/---
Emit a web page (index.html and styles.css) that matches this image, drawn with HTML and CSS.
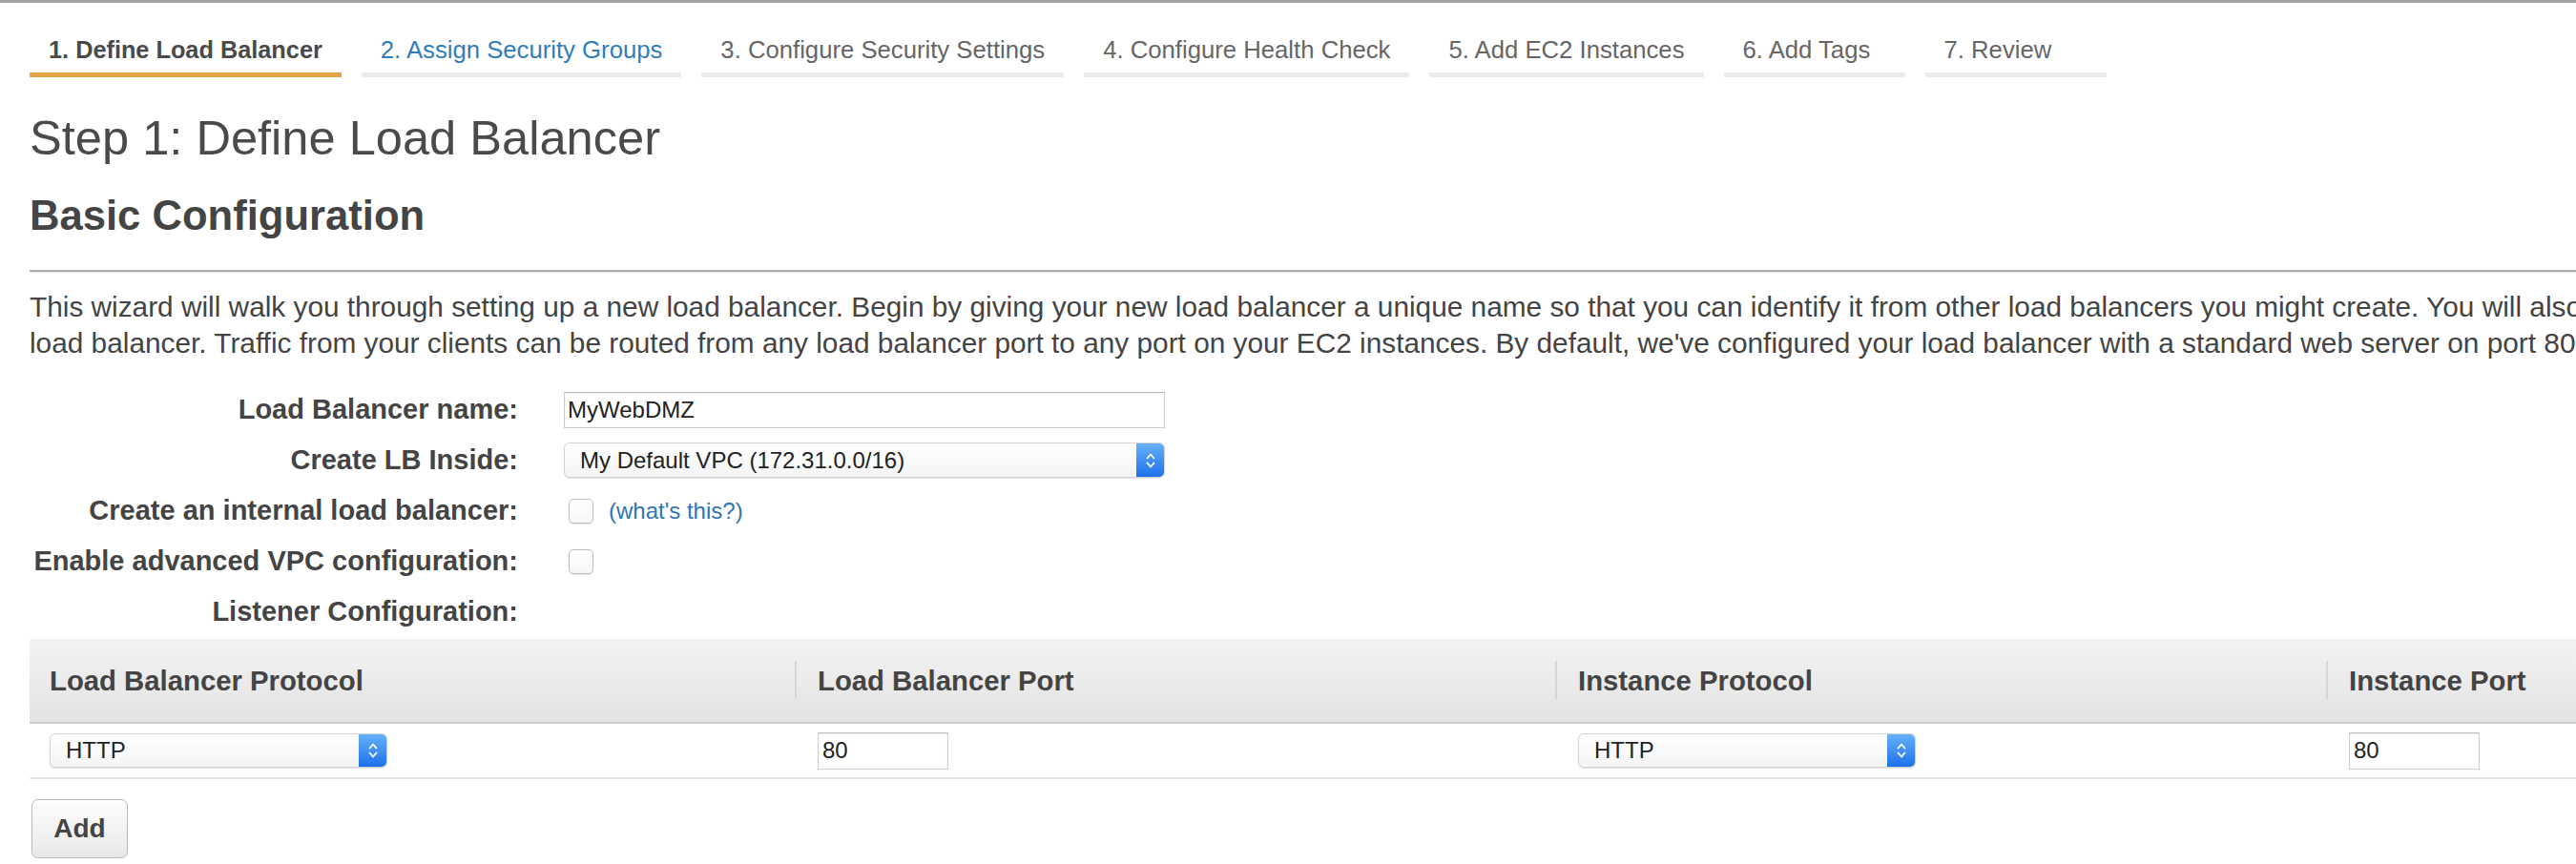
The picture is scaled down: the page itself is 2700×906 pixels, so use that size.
FILE: index.html
```html
<!DOCTYPE html>
<html lang="en">
<head>
<meta charset="utf-8">
<title>Define Load Balancer</title>
<link rel="stylesheet" href="styles.css">
</head>
<body>
<div class="topbar"></div>
<div class="page">
  <nav class="tabs">
    <div class="tab active">1. Define Load Balancer</div>
    <div class="tab link">2. Assign Security Groups</div>
    <div class="tab">3. Configure Security Settings</div>
    <div class="tab">4. Configure Health Check</div>
    <div class="tab">5. Add EC2 Instances</div>
    <div class="tab">6. Add Tags</div>
    <div class="tab">7. Review</div>
  </nav>

  <h1 class="title">Step 1: Define Load Balancer</h1>
  <h2 class="section-title">Basic Configuration</h2>
  <hr class="rule">

  <p class="intro">This wizard will walk you through setting up a new load balancer. Begin by giving your new load balancer a unique name so that you can identify it from other load balancers you might create. You will also need to configure ports and protocols for your<br>load balancer. Traffic from your clients can be routed from any load balancer port to any port on your EC2 instances. By default, we've configured your load balancer with a standard web server on port 80.</p>

  <div class="form">
    <label class="label" for="lbname">Load Balancer name:</label>
    <div class="control"><input id="lbname" class="textbox" type="text" value="MyWebDMZ"></div>

    <div class="label">Create LB Inside:</div>
    <div class="control">
      <div class="select wide"><span class="value">My Default VPC (172.31.0.0/16)</span><span class="stepper"><svg width="14" height="24" viewBox="0 0 14 24"><path d="M3.5 9.5 L7 5.5 L10.5 9.5 M3.5 14.5 L7 18.5 L10.5 14.5" fill="none" stroke="#fff" stroke-width="1.8" stroke-linecap="round" stroke-linejoin="round"/></svg></span></div>
    </div>

    <div class="label">Create an internal load balancer:</div>
    <div class="control"><input class="checkbox" type="checkbox"><a class="help" href="#">(what's this?)</a></div>

    <div class="label">Enable advanced VPC configuration:</div>
    <div class="control"><input class="checkbox" type="checkbox"></div>

    <div class="label">Listener Configuration:</div>
    <div class="control"></div>
  </div>

  <table class="listeners">
    <colgroup>
      <col class="c1"><col class="c2"><col class="c3"><col class="c4">
    </colgroup>
    <thead>
      <tr>
        <th>Load Balancer Protocol</th>
        <th>Load Balancer Port</th>
        <th>Instance Protocol</th>
        <th>Instance Port</th>
      </tr>
    </thead>
    <tbody>
      <tr>
        <td><div class="select small"><span class="value">HTTP</span><span class="stepper"><svg width="14" height="24" viewBox="0 0 14 24"><path d="M3.5 9.5 L7 5.5 L10.5 9.5 M3.5 14.5 L7 18.5 L10.5 14.5" fill="none" stroke="#fff" stroke-width="1.8" stroke-linecap="round" stroke-linejoin="round"/></svg></span></div></td>
        <td><input class="port" type="text" value="80"></td>
        <td><div class="select small"><span class="value">HTTP</span><span class="stepper"><svg width="14" height="24" viewBox="0 0 14 24"><path d="M3.5 9.5 L7 5.5 L10.5 9.5 M3.5 14.5 L7 18.5 L10.5 14.5" fill="none" stroke="#fff" stroke-width="1.8" stroke-linecap="round" stroke-linejoin="round"/></svg></span></div></td>
        <td><input class="port" type="text" value="80"></td>
      </tr>
    </tbody>
  </table>

  <button class="btn" type="button">Add</button>
</div>
</body>
</html>
```

FILE: styles.css
```css
html, body {
  margin: 0;
  padding: 0;
  background: #fff;
}

body {
  overflow: hidden;
  font-family: "Liberation Sans", Arial, sans-serif;
  color: #444;
}

.topbar {
  height: 3px;
  background: #a3a3a3;
}

.page {
  width: 2900px;
  padding-left: 31px;
  box-sizing: border-box;
}

/* wizard tabs */
.tabs {
  display: flex;
  gap: 21px;
  padding-top: 34px;
}

.tab {
  box-sizing: border-box;
  min-width: 190px;
  padding: 0 20px 9px;
  font-size: 25.7px;
  line-height: 30px;
  color: #666;
  border-bottom: 5px solid #ebebeb;
  white-space: nowrap;
}

.tab.active {
  color: #4a4a4a;
  font-weight: bold;
  font-size: 25.3px;
  border-bottom-color: #e8a444;
}

.tab.link {
  color: #2f7dbd;
}

/* headings */
.title {
  margin: 34px 0 0;
  font-size: 50.6px;
  line-height: 60px;
  font-weight: normal;
  color: #4a4a4a;
}

.section-title {
  margin: 25px 0 0;
  font-size: 43.6px;
  line-height: 52px;
  font-weight: bold;
  color: #444;
}

.rule {
  margin: 31px 0 0;
  height: 0;
  border: 0;
  border-top: 2px solid #adadad;
  border-bottom: 1px solid #e2e2e2;
}

.intro {
  margin: 17px 0 0;
  font-size: 29.8px;
  line-height: 38px;
  white-space: nowrap;
  color: #444;
}

/* form */
.form {
  margin-top: 24px;
  display: grid;
  grid-template-columns: 512px auto;
  column-gap: 48px;
  grid-auto-rows: 53px;
  align-items: center;
}

.label {
  text-align: right;
  font-size: 29px;
  font-weight: bold;
  color: #444;
  white-space: nowrap;
}

.control {
  display: flex;
  align-items: center;
  gap: 16px;
}

.textbox {
  box-sizing: border-box;
  width: 630px;
  height: 38px;
  margin: 0;
  padding: 0 3px;
  border: 1px solid #cdcdcd;
  border-top-color: #b9b9b9;
  border-radius: 0;
  box-shadow: inset 0 1px 2px rgba(0, 0, 0, 0.08);
  font: 24px "Liberation Sans", Arial, sans-serif;
  color: #222;
  background: #fff;
}

.select {
  box-sizing: border-box;
  display: flex;
  align-items: stretch;
  height: 37px;
  border: 1px solid #d2d2d2;
  border-radius: 6px;
  background: linear-gradient(#ffffff, #f4f4f4);
  box-shadow: 0 1px 1px rgba(0, 0, 0, 0.12);
  font-size: 24px;
  color: #222;
  overflow: hidden;
}

.select.wide {
  width: 630px;
}

.select.small {
  width: 354px;
  height: 36px;
}

.select .value {
  flex: 1;
  display: flex;
  align-items: center;
  padding-left: 16px;
  white-space: nowrap;
}

.stepper {
  width: 29px;
  display: flex;
  align-items: center;
  justify-content: center;
  background: linear-gradient(#66b0fa, #1d72ea);
}

.checkbox {
  appearance: none;
  -webkit-appearance: none;
  box-sizing: border-box;
  width: 26px;
  height: 26px;
  margin: 0 0 0 5px;
  border: 1px solid #bcbcbc;
  border-radius: 5px;
  background: linear-gradient(#ffffff, #f7f7f7);
  box-shadow: 0 1px 1px rgba(0, 0, 0, 0.1);
}

.help {
  font-size: 24px;
  color: #2f75b0;
  text-decoration: none;
}

/* listeners table */
.listeners {
  margin-top: 2px;
  width: 100%;
  table-layout: fixed;
  border-collapse: collapse;
}

.listeners .c1 { width: 802px; }
.listeners .c2 { width: 797px; }
.listeners .c3 { width: 808px; }

.listeners th {
  position: relative;
  box-sizing: border-box;
  height: 88px;
  padding: 0 0 0 21px;
  text-align: left;
  font-size: 29.3px;
  font-weight: bold;
  color: #444;
  background: linear-gradient(#f3f3f3, #e3e3e3);
  border-bottom: 2px solid #cdcdcd;
  white-space: nowrap;
}

.listeners th + th {
  padding-left: 24px;
}

.listeners th + th::before {
  content: "";
  position: absolute;
  left: 0;
  top: 23px;
  width: 2px;
  height: 40px;
  background: #d6d6d6;
}

.listeners td {
  box-sizing: border-box;
  height: 58px;
  padding: 0 0 0 21px;
  border-bottom: 2px solid #e4e4e4;
  vertical-align: middle;
}

.listeners td + td {
  padding-left: 24px;
}

.port {
  box-sizing: border-box;
  width: 137px;
  height: 39px;
  margin: 0;
  padding: 0 4px;
  border: 1px solid #cfcfcf;
  border-top-color: #bdbdbd;
  border-radius: 0;
  box-shadow: inset 0 1px 2px rgba(0, 0, 0, 0.08);
  font: 24px "Liberation Sans", Arial, sans-serif;
  color: #222;
  background: #fff;
}

.btn {
  display: block;
  box-sizing: border-box;
  margin: 21px 0 0 2px;
  width: 101px;
  height: 62px;
  padding: 0;
  border: 1px solid #bababa;
  border-radius: 7px;
  background: linear-gradient(#fefefe, #e8e8e8);
  box-shadow: 0 1px 1px rgba(0, 0, 0, 0.08);
  font: bold 28px "Liberation Sans", Arial, sans-serif;
  color: #444;
}
```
\---
• **Challenge**: Pull every line containing "page" from the data.

• **Finished task**:
Emit a web page (index.html and styles.css) that matches this image, drawn with HTML and CSS.
The picture is scaled down: the page itself is 2700×906 pixels, so use that size.
<div class="page">
.page {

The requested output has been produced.